Background: Metabolic syndrome is increasingly prevalent in the pediatric population. To prevent an early onset, knowledge about its association with modifiable lifestyle factors is needed.
Objectives: To estimate the prevalence of the metabolic syndrome and examine its cross-sectional associations with physical activity and sedentary time.
Methods: Participants were 6009 children and adolescents from 8 studies of the International Children's Accelerometry Database. Physical activity and sedentary time were measured by accelerometer. Metabolic syndrome was defined based on International Diabetes Federation criteria. Logistic regression models adjusted for sex, age and monitor wear time were used to examine the associations between physical activity, sedentary time and the metabolic syndrome in each study and effect estimates were combined using random-effects meta-analysis.

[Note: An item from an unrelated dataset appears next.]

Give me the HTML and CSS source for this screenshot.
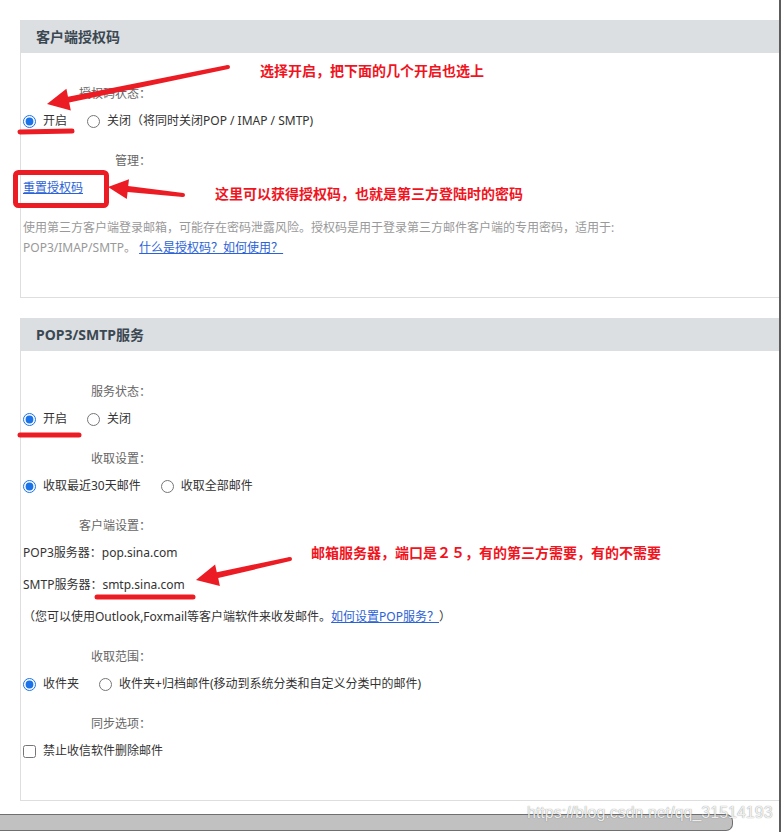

Results: The overall prevalence of the metabolic syndrome was 2.9%. In crude models, a 10 min increase in moderate-to-vigorous intensity physical activity and vigorous-intensity physical activity were inversely associated with the metabolic syndrome [OR 0.88, 95% CI 0.82-0.94, OR 0.80, 95% CI 0.70-0.92]. One hour increase in sedentary time was positively associated with the metabolic syndrome [OR 1.28, 95% CI 1.13-1.45]. After adjustment for sedentary time, the association between moderate-to-vigorous-intensity physical activity and the metabolic syndrome remained significant [OR 0.91, 95% CI 0.84-0.99]. Sedentary time was not associated with the metabolic syndrome after adjustment for moderate-to-vigorous intensity physical activity [OR 1.14 95% CI 0.96-1.36].
Conclusions: Physical activity of at least moderate intensity but not sedentary time is independently associated with the metabolic syndrome.